Single by Rüfüs Du Sol

from the album Inhale / Exhale
- Released: 21 June 2024
- Length: 3:56
- Label: Rose Avenue; Reprise;
- Songwriters: Jon George; Tyrone Lindqvist; James Hunt; Benjamin Latimore;
- Producers: Jon George; Tyrone Lindqvist; James Hunt;

Rüfüs Du Sol singles chronology
| "Something in the Way"" (2023) | "Music Is Better" (2024) | "Lately" (2024) |

= Music Is Better =

"Music Is Better" is a song by Australian alternative dance group Rüfüs Du Sol, released on 21 June 2024 as the lead single from their fifth studio album, Inhale / Exhale.
As per a press release, the single "offers a window into a new creative groove for the band."

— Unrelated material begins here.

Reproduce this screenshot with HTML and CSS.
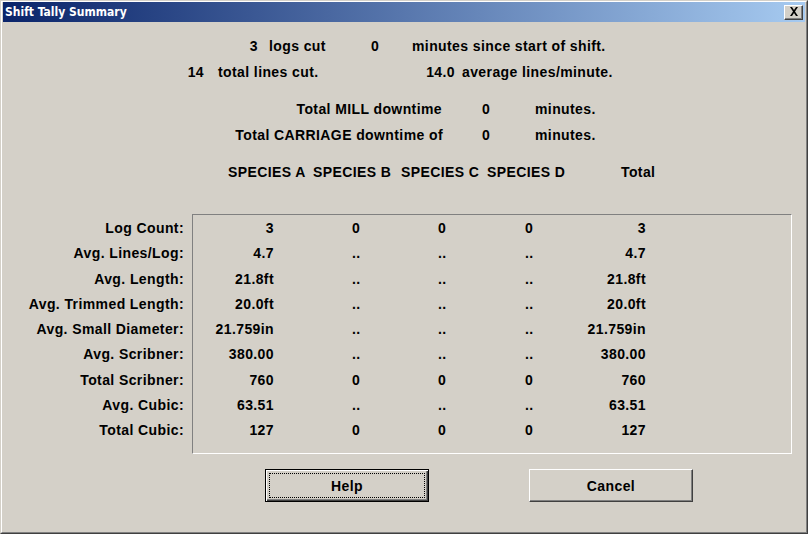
FILE: index.html
```html
<!DOCTYPE html>
<html>
<head>
<meta charset="utf-8">
<link rel="stylesheet" href="styles.css">
</head>
<body>
<div class="window">
  <div class="inner">
    <div class="titlebar">
      <span class="title">Shift Tally Summary</span>
      <span class="close">
        <svg width="10" height="9" viewBox="0 0 10 9"><path d="M1 0h2l2 3 2-3h2L6 4.5 9 9H7L5 6 3 9H1l3-4.5z" fill="#000"/></svg>
      </span>
    </div>
    <div class="content">
      <div class="line l1">
        <span class="a">3</span><span class="b">logs cut</span><span class="c">0</span><span>minutes since start of shift.</span>
      </div>
      <div class="line l2">
        <span class="a">14</span><span class="b">total lines cut.</span><span class="c">14.0</span><span class="d">average lines/minute.</span>
      </div>
      <div class="line l3">
        <span class="a">Total MILL downtime</span><span class="b">0</span><span>minutes.</span>
      </div>
      <div class="line l4">
        <span class="a">Total CARRIAGE downtime of</span><span class="b">0</span><span>minutes.</span>
      </div>
      <div class="line l5">
        <span class="sa">SPECIES A</span><span class="sb">SPECIES B</span><span class="sc">SPECIES C</span><span class="sd">SPECIES D</span><span>Total</span>
      </div>

      <div class="tally">
        <div class="labels">
          <div class="row">Log Count:</div>
          <div class="row">Avg. Lines/Log:</div>
          <div class="row">Avg. Length:</div>
          <div class="row">Avg. Trimmed Length:</div>
          <div class="row">Avg. Small Diameter:</div>
          <div class="row">Avg. Scribner:</div>
          <div class="row">Total Scribner:</div>
          <div class="row">Avg. Cubic:</div>
          <div class="row">Total Cubic:</div>
        </div>
        <div class="frame">
          <div class="row"><span class="v1">3</span><span class="v2">0</span><span class="v3">0</span><span class="v4">0</span><span class="vt">3</span></div>
          <div class="row"><span class="v1">4.7</span><span class="v2">..</span><span class="v3">..</span><span class="v4">..</span><span class="vt">4.7</span></div>
          <div class="row"><span class="v1">21.8ft</span><span class="v2">..</span><span class="v3">..</span><span class="v4">..</span><span class="vt">21.8ft</span></div>
          <div class="row"><span class="v1">20.0ft</span><span class="v2">..</span><span class="v3">..</span><span class="v4">..</span><span class="vt">20.0ft</span></div>
          <div class="row"><span class="v1">21.759in</span><span class="v2">..</span><span class="v3">..</span><span class="v4">..</span><span class="vt">21.759in</span></div>
          <div class="row"><span class="v1">380.00</span><span class="v2">..</span><span class="v3">..</span><span class="v4">..</span><span class="vt">380.00</span></div>
          <div class="row"><span class="v1">760</span><span class="v2">0</span><span class="v3">0</span><span class="v4">0</span><span class="vt">760</span></div>
          <div class="row"><span class="v1">63.51</span><span class="v2">..</span><span class="v3">..</span><span class="v4">..</span><span class="vt">63.51</span></div>
          <div class="row"><span class="v1">127</span><span class="v2">0</span><span class="v3">0</span><span class="v4">0</span><span class="vt">127</span></div>
        </div>
      </div>

      <div class="buttons">
        <button class="btn default"><span class="focus">Help</span></button>
        <button class="btn cancel"><span class="lbl">Cancel</span></button>
      </div>
    </div>
  </div>
</div>
</body>
</html>
```
FILE: styles.css
```css
* { box-sizing: border-box; }
html, body { margin: 0; padding: 0; background: #d4d0c8; }
body { width: 808px; height: 534px; overflow: hidden; }

.window {
  width: 808px;
  height: 534px;
  border: 1px solid;
  border-color: #d4d0c8 #404040 #404040 #d4d0c8;
  background: #d4d0c8;
}
.inner {
  height: 100%;
  border: 1px solid;
  border-color: #ffffff #808080 #808080 #ffffff;
  padding: 0 1px 1px 1px;
}
.titlebar {
  height: 20px;
  background: linear-gradient(to right, #0a246a, #a6caf0);
  display: flex;
  align-items: center;
  justify-content: space-between;
  padding: 0 2px 0 2px;
}
.title {
  color: #fff;
  font-family: "DejaVu Sans Condensed", "DejaVu Sans", sans-serif;
  font-stretch: condensed;
  font-weight: bold;
  font-size: 12px;
}
.close {
  width: 19px;
  height: 15px;
  background: #d4d0c8;
  border: 1px solid;
  border-color: #ffffff #404040 #404040 #ffffff;
  box-shadow: inset -1px -1px 0 #808080;
  display: flex;
  align-items: center;
  justify-content: center;
  padding-bottom: 1px;
}
.close svg { display: block; }

.content {
  font-family: "Liberation Sans", Arial, sans-serif;
  font-weight: bold;
  font-size: 14px;
  letter-spacing: 0.4px;
  color: #000;
}
.line {
  display: flex;
  height: 20px;
  line-height: 20px;
  white-space: nowrap;
}
.l1 { margin-top: 14px; }
.l1 .a { width: 255px; text-align: right; }
.l1 .b { width: 113px; padding-left: 11px; }
.l1 .c { width: 41px; }

.l2 { margin-top: 6px; }
.l2 .a { width: 201px; text-align: right; }
.l2 .b { width: 196px; padding-left: 14px; }
.l2 .c { width: 55px; text-align: right; }
.l2 .d { padding-left: 7px; }

.l3 { margin-top: 17px; }
.l3 .a { width: 439px; text-align: right; }
.l3 .b { width: 93px; padding-left: 40px; }

.l4 { margin-top: 6px; }
.l4 .a { width: 440px; text-align: right; }
.l4 .b { width: 92px; padding-left: 39px; }

.l5 { margin-top: 17px; padding-left: 225px; }
.l5 .sa { width: 85px; }
.l5 .sb { width: 88px; }
.l5 .sc { width: 86px; }
.l5 .sd { width: 134px; }

.tally {
  display: flex;
  margin-top: 32px;
  gap: 8px;
}
.labels {
  width: 181px;
  padding-top: 2px;
  text-align: right;
}
.frame {
  width: 600px;
  height: 240px;
  border: 1px solid;
  border-color: #808080 #ffffff #ffffff #808080;
  padding-top: 1px;
}
.row {
  height: 25.25px;
  line-height: 25px;
  white-space: nowrap;
}
.frame .row { display: flex; }
.v1 { width: 81px; text-align: right; }
.v2 { width: 164px; padding-left: 78px; }
.v3 { width: 87px; }
.v4 { width: 60px; }
.vt { width: 61px; text-align: right; }

.buttons {
  display: flex;
  margin-top: 15px;
  padding-left: 262px;
  gap: 100px;
}
.btn {
  width: 164px;
  height: 33px;
  background: #d4d0c8;
  font: inherit;
  letter-spacing: inherit;
  color: #000;
  padding: 0;
  margin: 0;
  border: 1px solid;
  border-color: #ffffff #404040 #404040 #ffffff;
  box-shadow: inset -1px -1px 0 #808080;
  display: flex;
  align-items: center;
  justify-content: center;
}
.btn.default {
  border: 1px solid #000;
  box-shadow: inset 1px 1px 0 #ffffff, inset -1px -1px 0 #404040, inset -2px -2px 0 #808080;
  padding: 3px;
}
.focus {
  display: flex;
  align-items: center;
  justify-content: center;
  width: 100%;
  height: 100%;
  border: 1px dotted #000;
}
```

At the 2024 ARIA Music Awards, the song was nominated for Best Dance/Electronic Release and for the group, Best Group.

==Reception==
Conor Lochrie from Rolling Stone Australia said "Exploring universal themes including hope, intimacy and connection – pillars of the Rüfüs Du Sol catalogue – 'Music Is Better' is tailor-made for hedonistic festival singalongs."

Mark Mancino from DJ Life Mag said "With 'Music is Better', Rüfüs Du Sol continues to push the boundaries of their sound, showcasing their signature captivating and emotionally resonant sound."

==Track listings==

Digital single
| No. | Title | Length |
|---|---|---|
| 1. | "Music Is Better" | 3:56 |

Digital single (Remixes)
| No. | Title | Length |
|---|---|---|
| 1. | "Music Is Better" (Maxi Meraki remix) | 6:55 |
| 2. | "Music Is Better" (Club edit) | 5:31 |
| 3. | "Music Is Better" | 3:56 |

==Charts==

Weekly chart performance for "Music Is Better"
| Chart (2024) | Peak position |
|---|---|
| Australia Artist Singles (ARIA) | 17 |
| New Zealand Hot Singles (RMNZ) | 18 |
| US Hot Dance/Electronic Songs (Billboard) | 35 |

==Certifications==

Certifications for "Music Is Better"
| Region | Certification | Certified units/sales |
| Australia (ARIA) | Gold | 35,000^{‡} |
^{‡} Sales+streaming figures based on certification alone.